STATED GOAL: Identify every line in the records below that contains the word "components", and copy each of those lines.

# # # # #

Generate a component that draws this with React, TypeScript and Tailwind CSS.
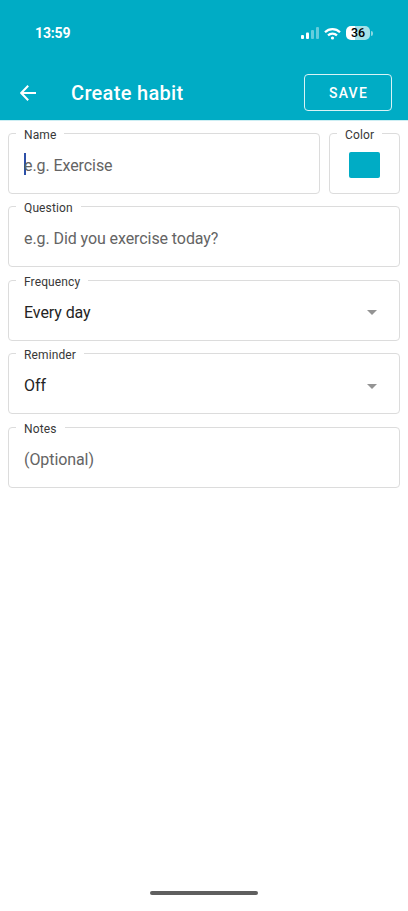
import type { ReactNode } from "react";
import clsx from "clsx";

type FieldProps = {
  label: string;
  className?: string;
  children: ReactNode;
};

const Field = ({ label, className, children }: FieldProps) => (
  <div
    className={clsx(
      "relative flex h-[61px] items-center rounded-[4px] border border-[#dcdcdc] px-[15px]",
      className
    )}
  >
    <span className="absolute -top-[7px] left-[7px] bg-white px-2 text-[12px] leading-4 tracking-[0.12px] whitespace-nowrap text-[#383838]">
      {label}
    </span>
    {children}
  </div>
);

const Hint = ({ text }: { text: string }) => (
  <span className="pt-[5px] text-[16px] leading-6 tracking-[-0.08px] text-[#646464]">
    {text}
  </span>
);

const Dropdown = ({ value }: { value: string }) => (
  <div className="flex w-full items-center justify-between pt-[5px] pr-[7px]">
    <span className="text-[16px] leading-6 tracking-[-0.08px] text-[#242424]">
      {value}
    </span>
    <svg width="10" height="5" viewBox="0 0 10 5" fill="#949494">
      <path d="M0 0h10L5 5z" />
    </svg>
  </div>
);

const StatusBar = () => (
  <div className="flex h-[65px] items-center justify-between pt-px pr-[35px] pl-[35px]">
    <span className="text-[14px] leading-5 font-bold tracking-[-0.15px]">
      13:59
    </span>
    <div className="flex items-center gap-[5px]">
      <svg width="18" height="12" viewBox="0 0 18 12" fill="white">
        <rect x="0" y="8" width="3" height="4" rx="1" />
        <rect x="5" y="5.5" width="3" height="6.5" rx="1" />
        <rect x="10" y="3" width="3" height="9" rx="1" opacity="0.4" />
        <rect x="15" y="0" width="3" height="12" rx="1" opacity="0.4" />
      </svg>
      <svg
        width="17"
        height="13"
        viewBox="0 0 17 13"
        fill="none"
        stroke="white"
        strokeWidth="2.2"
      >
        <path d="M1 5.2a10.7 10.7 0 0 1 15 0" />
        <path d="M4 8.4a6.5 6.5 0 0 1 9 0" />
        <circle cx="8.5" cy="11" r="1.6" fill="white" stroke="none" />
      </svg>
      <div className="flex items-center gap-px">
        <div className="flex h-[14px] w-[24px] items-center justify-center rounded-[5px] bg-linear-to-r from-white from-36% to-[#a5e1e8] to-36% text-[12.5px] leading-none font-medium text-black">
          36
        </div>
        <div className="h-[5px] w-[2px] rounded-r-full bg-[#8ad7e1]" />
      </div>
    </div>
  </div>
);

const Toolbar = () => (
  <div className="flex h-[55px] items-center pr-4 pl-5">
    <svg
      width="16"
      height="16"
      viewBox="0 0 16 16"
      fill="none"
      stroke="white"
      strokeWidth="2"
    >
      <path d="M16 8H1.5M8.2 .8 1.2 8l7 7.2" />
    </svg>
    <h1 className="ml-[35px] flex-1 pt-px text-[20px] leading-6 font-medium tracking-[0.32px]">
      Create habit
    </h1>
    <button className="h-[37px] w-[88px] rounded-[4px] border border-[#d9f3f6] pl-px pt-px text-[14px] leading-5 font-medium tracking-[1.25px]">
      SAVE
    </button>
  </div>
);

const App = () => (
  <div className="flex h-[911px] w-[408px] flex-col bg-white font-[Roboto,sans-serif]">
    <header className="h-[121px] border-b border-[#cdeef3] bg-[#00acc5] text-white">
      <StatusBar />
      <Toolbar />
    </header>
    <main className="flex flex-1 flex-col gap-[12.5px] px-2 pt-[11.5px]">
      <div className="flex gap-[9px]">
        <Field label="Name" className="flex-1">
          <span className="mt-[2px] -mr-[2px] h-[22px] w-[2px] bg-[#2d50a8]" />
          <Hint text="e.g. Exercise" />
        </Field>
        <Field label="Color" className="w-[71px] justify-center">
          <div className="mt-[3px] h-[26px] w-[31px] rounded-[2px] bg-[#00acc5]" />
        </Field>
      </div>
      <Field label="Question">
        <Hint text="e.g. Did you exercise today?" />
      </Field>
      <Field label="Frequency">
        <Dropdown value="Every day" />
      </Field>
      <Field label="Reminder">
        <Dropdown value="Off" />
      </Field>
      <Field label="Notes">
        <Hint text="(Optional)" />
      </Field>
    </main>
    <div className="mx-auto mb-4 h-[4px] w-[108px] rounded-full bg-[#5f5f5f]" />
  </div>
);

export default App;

# # # # #

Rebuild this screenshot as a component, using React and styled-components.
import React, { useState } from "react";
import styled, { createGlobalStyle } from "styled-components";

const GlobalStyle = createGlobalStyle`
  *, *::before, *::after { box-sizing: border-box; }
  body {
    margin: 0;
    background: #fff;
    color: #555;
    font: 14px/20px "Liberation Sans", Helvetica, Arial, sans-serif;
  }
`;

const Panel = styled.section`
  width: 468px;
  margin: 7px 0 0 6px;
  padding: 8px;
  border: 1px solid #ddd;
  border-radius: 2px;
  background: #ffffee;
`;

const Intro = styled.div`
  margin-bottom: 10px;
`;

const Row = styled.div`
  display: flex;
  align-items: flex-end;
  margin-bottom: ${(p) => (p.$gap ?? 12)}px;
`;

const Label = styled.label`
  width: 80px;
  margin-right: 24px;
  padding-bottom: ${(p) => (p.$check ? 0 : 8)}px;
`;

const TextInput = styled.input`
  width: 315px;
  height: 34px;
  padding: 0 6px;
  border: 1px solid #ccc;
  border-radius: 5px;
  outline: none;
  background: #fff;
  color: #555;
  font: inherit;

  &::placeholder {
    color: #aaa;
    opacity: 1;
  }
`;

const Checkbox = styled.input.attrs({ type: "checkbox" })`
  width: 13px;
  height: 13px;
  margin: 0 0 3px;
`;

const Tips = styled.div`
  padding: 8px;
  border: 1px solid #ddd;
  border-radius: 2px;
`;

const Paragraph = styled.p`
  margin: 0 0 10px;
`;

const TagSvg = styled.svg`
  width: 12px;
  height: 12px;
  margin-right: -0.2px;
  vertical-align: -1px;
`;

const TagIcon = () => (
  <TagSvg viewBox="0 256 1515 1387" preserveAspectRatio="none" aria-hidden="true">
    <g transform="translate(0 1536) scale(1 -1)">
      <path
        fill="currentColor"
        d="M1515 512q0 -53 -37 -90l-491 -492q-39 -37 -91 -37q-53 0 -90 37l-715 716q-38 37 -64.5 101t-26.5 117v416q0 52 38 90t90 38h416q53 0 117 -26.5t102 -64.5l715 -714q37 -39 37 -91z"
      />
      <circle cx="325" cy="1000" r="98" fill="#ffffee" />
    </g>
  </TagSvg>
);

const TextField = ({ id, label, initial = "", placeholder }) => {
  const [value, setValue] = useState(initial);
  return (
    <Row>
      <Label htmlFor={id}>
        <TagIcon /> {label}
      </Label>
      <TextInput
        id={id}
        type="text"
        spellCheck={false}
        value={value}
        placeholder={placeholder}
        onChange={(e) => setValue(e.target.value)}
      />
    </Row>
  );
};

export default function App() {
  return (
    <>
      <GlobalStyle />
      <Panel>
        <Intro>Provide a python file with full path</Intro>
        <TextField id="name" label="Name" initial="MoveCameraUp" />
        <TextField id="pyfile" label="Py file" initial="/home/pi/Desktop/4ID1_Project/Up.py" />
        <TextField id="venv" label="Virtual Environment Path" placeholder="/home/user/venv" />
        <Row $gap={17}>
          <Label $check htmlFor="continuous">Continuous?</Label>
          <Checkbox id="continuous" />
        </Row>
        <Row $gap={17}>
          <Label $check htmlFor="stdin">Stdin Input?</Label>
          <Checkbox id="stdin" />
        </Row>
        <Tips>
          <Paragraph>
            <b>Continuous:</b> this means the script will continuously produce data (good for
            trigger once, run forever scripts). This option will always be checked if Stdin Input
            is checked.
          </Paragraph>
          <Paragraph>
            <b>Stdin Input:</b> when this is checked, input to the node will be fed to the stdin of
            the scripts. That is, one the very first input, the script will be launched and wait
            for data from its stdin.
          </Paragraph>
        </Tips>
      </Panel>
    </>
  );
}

# # # # #

WRITTEN SOLUTION:
Rebuild this screenshot as a component, using React and styled-components.
import styled, { createGlobalStyle } from "styled-components";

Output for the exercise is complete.